Saturday, June 9, 2007

How I'm going to run a marathon

“Train to run a marathon? You don’t need to train! Here’s how you run a marathon. Step one: you start running. There is no step two.”
-Barney on How I Met Your Mother

I am not an athlete.

I’ve never really been an athlete. Growing up, I was awful at every sport I ever tried. I’m inherently lazy as well – my motto has always been to never walk when I can ride and never sit when I can recline. Family legend has it I didn’t walk until I was 16 months old simply because I was lazy.

That’s why the idea of running a marathon terrifies me. And why, in 2010, I’m going to do just that. I am going to run a marathon when I’m 35 years old. And this blog is going to chronicle my training as I take myself from “zero to hero” in just three years.

I know, that sounds crazy. Why would a person like me actually take on something this momentous?

Before I answer that, a little bit about me. At this moment, I’m a 32-year old mother of two boys, ages 4 and 20 months. I work from home as a freelance writer and editor so I can take care of my kids. I edit boring technical trade magazines, and in September, I’m taking on a huge one-year contract to edit the magazine I used to do full-time, before I had kids. (I’m covering for the current editor’s mat leave.) I’m also taking over as president of the board at my sons’ preschool. Between juggling all that and continuing to work for my other clients, I must be crazy, right?

Probably a little! About a year ago, I caught a bit of the fitness bug. I gained a lot of weight when I was pregnant with my kids. Sixty pounds during the first pregnancy, which I managed to lose by going to one of those 30-minute fitness places and by following a popular low-carb diet. But during pregnancy #2, all of my bad habits crept back – laziness, a taste for junk food – and I once again gained 60 pounds.

Fat, flairless and generally disgusted with myself, I joined a gym with a daycare to try and shed those pounds. There, I discovered spinning (a group fitness class on stationary bikes) and the treadmill. Through the fitness classes and Weight Watchers, I once again lost the baby weight and got back to my usual self.

Then I realized I still didn’t much like my “usual” self. I’ve never been particularly skinny and always had a tendency to put on weight. With this new fitness kick I was on, I started to see some potential – a way to become the person I’d always wanted to be.

So I joined a “Learn to Run” class, and ran a 5K race in the winter. But in the middle of all that, we decided to sell our house and buy a new one and I lost momentum.

Which brings me back to the marathon!

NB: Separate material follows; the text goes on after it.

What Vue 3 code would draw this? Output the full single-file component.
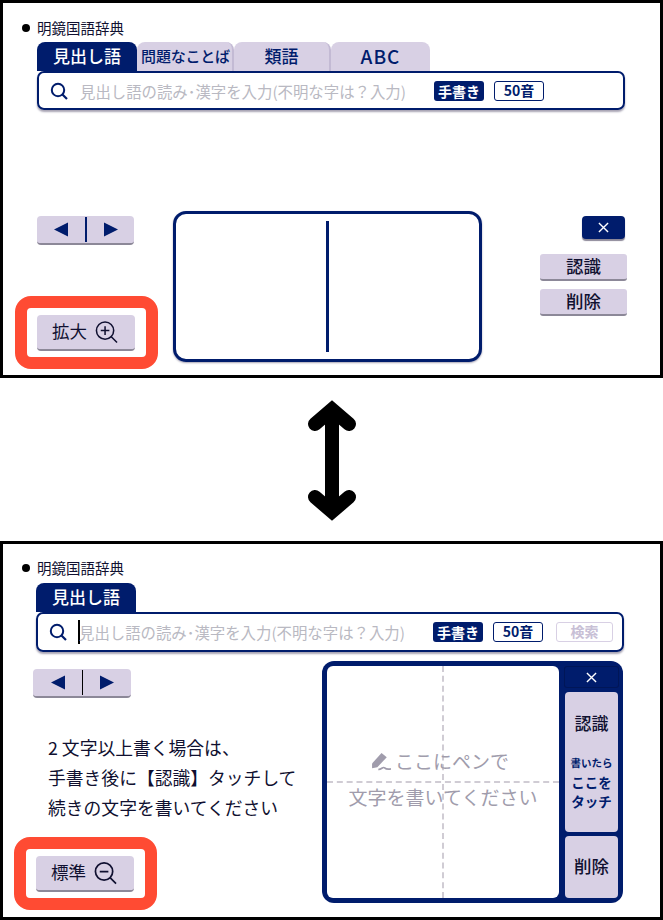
<script setup>
const topTabs = ['問題なことば', '類語', 'ABC']
</script>

<template>
  <div class="page">
    <section class="panel top">
      <div class="dict"><i class="dot"></i>明鏡国語辞典</div>
      <div class="tabs">
        <div class="tab active">見出し語</div>
        <div v-for="t in topTabs" :key="t" class="tab" :class="{ narrow: t === topTabs[0], latin: t === 'ABC' }">{{ t }}</div>
      </div>
      <div class="search">
        <svg class="sicon" viewBox="0 0 18 18"><circle cx="8" cy="8" r="6.2" fill="none" stroke="#001c6c" stroke-width="2"/><path d="M12.5 12.5L17 17" stroke="#001c6c" stroke-width="2.2"/></svg>
        <span class="ph">見出し語の読み･漢字を入力(不明な字は？入力)</span>
        <span class="mini solid">手書き</span>
        <span class="mini outline">50音</span>
      </div>
      <div class="work">
        <div class="left">
          <div class="nav">
            <svg viewBox="0 0 14 14" class="tri"><path d="M14 0V14L0 7Z"/></svg>
            <i class="sep"></i>
            <svg viewBox="0 0 14 14" class="tri"><path d="M0 0V14L14 7Z"/></svg>
          </div>
          <div class="red">
            <div class="zoom">拡大
              <svg class="lens" viewBox="0 0 24 24"><circle cx="10.5" cy="10.5" r="9" fill="none" stroke="#101030" stroke-width="1.6"/><path d="M17 17L23 23M6 10.5H15M10.5 6V15" stroke="#101030" stroke-width="1.6"/></svg>
            </div>
          </div>
        </div>
        <div class="canvas"><i class="bar"></i></div>
        <div class="right">
          <div class="x"><svg viewBox="0 0 12 12" class="xi"><path d="M1 1L11 11M11 1L1 11" stroke="#fff" stroke-width="1.5"/></svg></div>
          <div class="act first">認識</div>
          <div class="act">削除</div>
        </div>
      </div>
    </section>

    <div class="between">
      <svg width="60" height="131" viewBox="0 0 60 131"><path d="M30 16V115M13 29L30 14.500L47 29M13 102L30 116.500L47 102" fill="none" stroke="#000" stroke-width="14" stroke-linecap="round" stroke-linejoin="miter"/></svg>
    </div>

    <section class="panel bottom">
      <div class="dict"><i class="dot"></i>明鏡国語辞典</div>
      <div class="tabs">
        <div class="tab active">見出し語</div>
      </div>
      <div class="search">
        <svg class="sicon" viewBox="0 0 18 18"><circle cx="8" cy="8" r="6.2" fill="none" stroke="#001c6c" stroke-width="2"/><path d="M12.5 12.5L17 17" stroke="#001c6c" stroke-width="2.2"/></svg>
        <i class="cursor"></i>
        <span class="ph">見出し語の読み･漢字を入力(不明な字は？入力)</span>
        <span class="mini solid">手書き</span>
        <span class="mini outline">50音</span>
        <span class="mini off">検索</span>
      </div>
      <div class="work2">
        <div class="left2">
          <div class="nav">
            <svg viewBox="0 0 14 14" class="tri"><path d="M14 0V14L0 7Z"/></svg>
            <i class="sep thin"></i>
            <svg viewBox="0 0 14 14" class="tri"><path d="M0 0V14L14 7Z"/></svg>
          </div>
          <p class="note">2 文字以上書く場合は、<br>手書き後に【認識】タッチして<br>続きの文字を書いてください</p>
          <div class="red">
            <div class="zoom">標準
              <svg class="lens" viewBox="0 0 24 24"><circle cx="10.5" cy="10.5" r="9" fill="none" stroke="#101030" stroke-width="1.8"/><path d="M17 17L23 23M6 10.5H15" stroke="#101030" stroke-width="1.8"/></svg>
            </div>
          </div>
        </div>
        <div class="pad">
          <div class="paper">
            <i class="dv"></i><i class="dh"></i>
            <div class="hint">
              <div class="h1">
                <svg class="pen" viewBox="0 0 20 18"><path d="M1 11L10 1L15 5L6 14.500L1 15.500Z" fill="#a09cac"/><path d="M7 16.500C10 17 11 13.500 13 15C14 16 16 16.500 19 16" fill="none" stroke="#a09cac" stroke-width="1.6"/></svg>ここにペンで
              </div>
              <div class="h2">文字を書いてください</div>
            </div>
          </div>
          <div class="side">
            <div class="sx"><svg viewBox="0 0 12 12" class="xi"><path d="M1 1L11 11M11 1L1 11" stroke="#fff" stroke-width="1.5"/></svg></div>
            <div class="rec">
              <span class="rec-t">認識</span>
              <span class="rec-s">書いたら</span>
              <span class="rec-b">ここを<br>タッチ</span>
            </div>
            <div class="del">削除</div>
          </div>
        </div>
      </div>
    </section>
  </div>
</template>

<style>
html, body { margin: 0; background: #fff; }
</style>

<style scoped>
.page {
  width: 663px;
  height: 920px;
  display: flex;
  flex-direction: column;
  font-family: "Noto Sans CJK JP", "Noto Sans", sans-serif;
  color: #101030;
  background: #fff;
  overflow: hidden;
}
.panel {
  box-sizing: border-box;
  border: 3px solid #000;
  width: 663px;
  position: relative;
}
.panel.top { height: 378px; }
.panel.bottom { height: 379px; }
.between { height: 163px; display: flex; align-items: center; justify-content: center; }
.between svg { margin-left: 1px; margin-top: 1px; }

.dict {
  height: 16px;
  margin: 17px 0 0 19px;
  display: flex;
  align-items: center;
  font-size: 14.5px;
  line-height: 16px;
}
.bottom .dict { margin-top: 16px; }
.dot { width: 8px; height: 8px; border-radius: 50%; background: #000; margin-right: 7px; }

.tabs { display: flex; margin: 6px 0 0 34px; height: 29px; }
.bottom .tabs { margin-left: 33px; margin-top: 7px; }
.tab {
  box-sizing: border-box;
  width: 97px;
  background: #d8d0e4;
  border-radius: 8px 8px 0 0;
  border-right: 2px solid #c3bad4;
  color: #001c6c;
  text-align: center;
  font-size: 17px;
  line-height: 27px;
  font-weight: 500;
}
.tab.narrow { font-size: 15px; white-space: nowrap; letter-spacing: -0.2px; padding-left: 2px; }
.tab.latin { font-size: 19px; letter-spacing: 1px; width: 99px; border-right: 0; }
.tab.active { width: 100px; background: #001c6c; color: #fff; border-right: 0; }

.search {
  box-sizing: border-box;
  margin-left: 34px;
  width: 588px;
  height: 39px;
  border: 2.5px solid #001c6c;
  border-radius: 7px;
  box-shadow: 0 2px 2px #a8a4b4;
  display: flex;
  align-items: center;
  padding-left: 11px;
}
.bottom .search { margin-left: 33px; height: 40px; }
.sicon { width: 18px; height: 18px; flex: none; margin-right: 12px; }
.ph { width: 354px; font-size: 15.4px; color: #b9b9c2; white-space: nowrap; flex: none; }
.bottom .ph { width: 354px; margin-left: -1px; }
.cursor { width: 2px; height: 24px; background: #000; flex: none; margin-left: -1px; }
.mini {
  box-sizing: border-box;
  flex: none;
  height: 20px;
  width: 50px;
  border-radius: 3px;
  text-align: center;
  font-size: 14px;
  line-height: 18px;
  font-weight: 700;
}
.mini.solid { background: #001c6c; color: #fff; line-height: 20px; }
.mini.outline { border: 1.5px solid #001c6c; color: #001c6c; margin-left: 10px; line-height: 16px; }
.mini.off { border: 1.5px solid #d8d0e4; color: #c8c0d6; margin-left: 13px; width: 57px; line-height: 16px; }

.work { display: flex; margin-top: 101px; }
.left { width: 170px; display: flex; flex-direction: column; }
.nav {
  box-sizing: border-box;
  width: 97px;
  height: 29px;
  margin: 5px 0 0 34px;
  background: #d8d0e4;
  border-radius: 4px;
  border-bottom: 2px solid #8c8898;
  display: flex;
  align-items: center;
  justify-content: center;
  gap: 17px;
}
.tri { width: 14px; height: 15px; fill: #001c6c; }
.sep { width: 2px; height: 25px; background: #001c6c; }
.sep.thin { width: 1px; background: #000; }
.red {
  box-sizing: border-box;
  width: 143px;
  height: 73px;
  margin: 51px 0 0 12px;
  border: 12px solid #ff4b33;
  border-radius: 16px;
  padding: 7px 0 0 10px;
  background: #fff;
}
.zoom {
  box-sizing: border-box;
  width: 98px;
  height: 36px;
  margin-top: 0;
  background: #d8d0e4;
  border-radius: 4px;
  border-bottom: 2px solid #8c8898;
  display: flex;
  align-items: center;
  padding: 0 0 3px 15px;
  font-size: 17.5px;
  gap: 8px;
}
.lens { width: 23px; height: 24px; margin-top: 2px; }
.canvas {
  box-sizing: border-box;
  width: 309px;
  height: 151px;
  border: 3.5px solid #001c6c;
  border-radius: 13px;
  box-shadow: 0 1px 2px #a8a4b4;
  display: flex;
  justify-content: center;
  align-items: center;
}
.bar { width: 3px; height: 131px; background: #001c6c; }
.right {
  width: 145px;
  display: flex;
  flex-direction: column;
  align-items: flex-end;
  padding-top: 5px;
}
.x {
  width: 43px;
  height: 23px;
  background: #001c6c;
  border-radius: 4px;
  box-shadow: 0 2px 1px #8c8898;
  margin-right: 2px;
  display: flex;
  align-items: center;
  justify-content: center;
}
.xi { width: 11px; height: 11px; }
.act {
  box-sizing: border-box;
  width: 87px;
  height: 27px;
  margin-top: 8px;
  background: #d8d0e4;
  border-radius: 3px;
  border-bottom: 2px solid #8c8898;
  text-align: center;
  font-size: 17.5px;
  font-weight: 500;
  line-height: 24px;
}
.act.first { margin-top: 15px; }

.work2 { display: flex; margin-top: 9px; }
.left2 { width: 319px; position: relative; display: flex; flex-direction: column; }
.left2 .nav { margin: 8px 0 0 30px; width: 98px; }
.note {
  margin: 34px 0 0 45px;
  font-size: 17.8px;
  line-height: 30px;
  white-space: nowrap;
  height: 90px;
}
.left2 .red { margin: 15px 0 0 11px; }
.pad {
  box-sizing: border-box;
  width: 301px;
  height: 242px;
  background: #001c6c;
  border-radius: 12px;
  padding: 5px 4px 5px 5px;
  display: flex;
  gap: 5px;
}
.paper {
  width: 232px;
  height: 232px;
  background: #fff;
  border-radius: 6px;
  position: relative;
  display: flex;
  align-items: center;
  justify-content: center;
}
.dv { position: absolute; left: 115px; top: 0; bottom: 0; border-left: 2px dashed #d0ccd4; }
.dh { position: absolute; top: 115px; left: 0; right: 0; border-top: 2px dashed #d0ccd4; }
.hint { position: relative; color: #a09cac; font-size: 19px; text-align: center; line-height: 36px; margin-top: -6px; }
.h1 { display: flex; justify-content: center; align-items: center; margin-left: -6px; }
.pen { width: 21px; height: 19px; margin-right: 3px; }
.side { flex: 1; display: flex; flex-direction: column; }
.sx {
  height: 22px;
  display: flex;
  align-items: center;
  justify-content: center;
  border-radius: 3px;
  box-shadow: inset 0 0 0 1px #001658;
}
.rec {
  margin: 4px 1px 0;
  height: 140px;
  background: #d8d0e4;
  border-radius: 4px;
  display: flex;
  flex-direction: column;
  align-items: center;
  color: #101030;
}
.rec-t { font-size: 17px; font-weight: 500; margin-top: 20px; line-height: 22px; }
.rec-s { font-size: 10.5px; color: #001c6c; margin-top: 21px; line-height: 16px; font-weight: 700; white-space: nowrap; }
.rec-b { font-size: 13.5px; color: #001c6c; margin-top: 2px; line-height: 19px; text-align: center; font-weight: 700; }
.del {
  margin: 4px 1px 0;
  height: 62px;
  background: #d8d0e4;
  border-radius: 4px;
  font-size: 17.5px;
  font-weight: 500;
  line-height: 60px;
  text-align: center;
}
</style>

I have always said I want to run a marathon on day. And after everyone (myself included) stopped laughing at the idea, I realized I really want to make this happen. I know I can’t do it overnight – I need to train. So I set the goal: a marathon by age 35. That’s when I realized I’m already 32. I’d better get moving. So I’m officially starting my training this summer. There will be small goals along the way, but the official endgame is in 2010, when I’m aiming to run the Mississauga Marathon. That’s 42.2 kilometers.

So why the blog? Well, that’s where a different kind of ambition comes in. The fact is, for the past seven years, I’ve been writing about things like manufacturing, emergency preparedness, human resources and cable. (Yes, cable. Like the kind you hook up to your TV.) And while it pays the bills, it’s not really what I want to do with my life. I want to write about health, nutrition and fitness. I want to write books. I want to write for women’s magazines. But I’m so busy writing about everything else, I run out of steam when it comes to writing the “good” stuff.

That’s why I’m going to chronicle my training efforts in a blog. Not only will it give me practice writing about something I love, the end goal will be to have it published in a book. Even if it never gets published, at least I will know I’ve accomplished something.

Of course, the problem with starting this blog now and not after the fact is that the outcome is not guaranteed. I might call this blog “How I Ran a Marathon,” but until I cross the finish line in 2010, nothing is certain. I might give up. I might be too busy to finish it. I could injure myself. I could find out that I’m nothing more than another person who starts something but never finishes it.

I’m going to update regularly with how my training is going. Since I can’t do this all at once, I’m going to start with small goals. This summer, I have two: I am going to train to run a 5K in 25 minutes (currently my best time is 29:57) and I am going to train to do a 31K fundraising walk in September. (More on that later.)